As I mentioned in my
previous post, I love France - the food (which covers everything from
the dishes to the general warm embrace of everything that you could
call 'food culture' – but with a special mention for the bread, the
wine, the cheese and the many and varied ways that they cook duck),
the language (hearing it, not speaking it - I could do without the
idiotic, incredibly pedantic pronunciation), believe it or not, the
people, who we've almost invariably found to be friendly, welcoming
and helpful, and the architecture (and in particular the way in which
it decays so very picturesquely).
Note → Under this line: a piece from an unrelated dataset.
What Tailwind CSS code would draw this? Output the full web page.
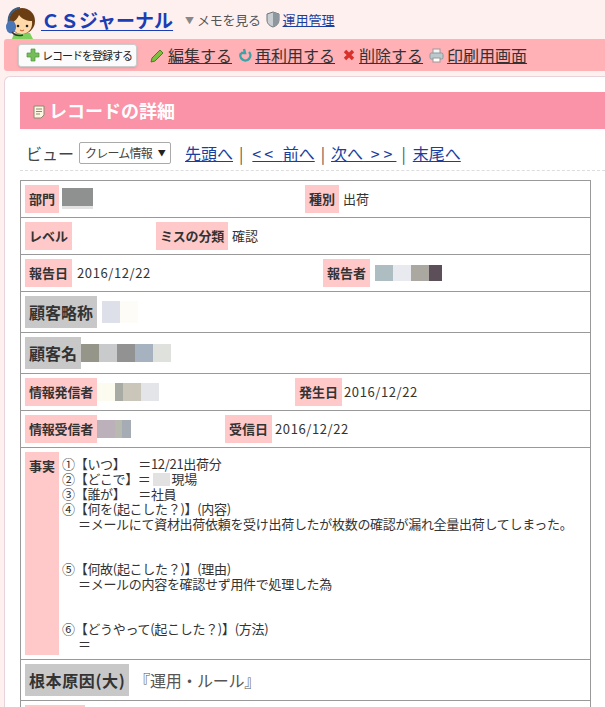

Kate still finds my Francophilia
hilarious, because I was rabidly anti-French during our first visit
20-odd years ago – partly, I suspect, because I felt so
uncomfortable with the language and had bought all those tales of the
rude French, but largely because I had to spend a day in the French
embassy queueing to get a single-entry, five-day visa. These days,
I'm comfortable enough with the language to just about get by in the
important situations (ordering/buying food and wine, mostly), and the
two things I find most difficult to cope with are not being able to
buy all of the beautiful, crumbling stone buildings bearing A VENDRE
signs we pass and not being able to buy more of the beautiful, tasty
food we see.
On this, our first
morning back in France, we found that the frost that had greeted us
on our arrival had thickened over night. Our breath swirled foggily
around us we crackled and crunched out to the car. We drove first to
Chatillon-sur-Seine, one of the larger nearby towns. Our first stop
there was, naturally, a boulangerie – one that turned out to have
an oven right in the shop and a baker preparing baguettes for baking.
Welcome to France!
We wandered around a
bit but the town itself was rather uninspiring, so we drove out
through the fields and forest to the village of Bure les Templiers,
where the owners of our house had said that there was a good
restaurant – Le Sabot de Venus – serving traditional Burgundian
food. It was only midday when we arrived, but the restaurant was open
and there were even some diners in it. We were shown to a table and
ordered three menus du jour – jambon perseille, roast park and
pasta, and chocolate torte with a raspberry coulis – all for a mere
13.50 euros each. While we waited for our food to arrive, the
adjacent tables filled up, the large one in the centre of the room
taken over by the workers restoring the village church up the road.
Although we were in
a tiny little restaurant in a tiny little village (as far as we could
tell, this was the only establishment that actually served customers
in the whole village), the food was sublime. The jelly in the jambon
persielle really did taste of parley; the sauce on the roast pork was
deeply flavoured and replete with small mushrooms, rich but not oily
and a perfect match for the tender meat; the torte, again, was rich
but not heavy, full of chocolatey flavour but surprisingly delicate
and light, the sharp freshness of the raspberry coulis (absolute
essence of raspberry) providing a perfect counterpoint. Sabrina, who
served us, was friendly and warm, and we enjoyed the experience so
much (including the cost - with coffees and a pichet of wine we were
out of there with change from a 50 euro note)that we immediately
booked a table for a few days hence.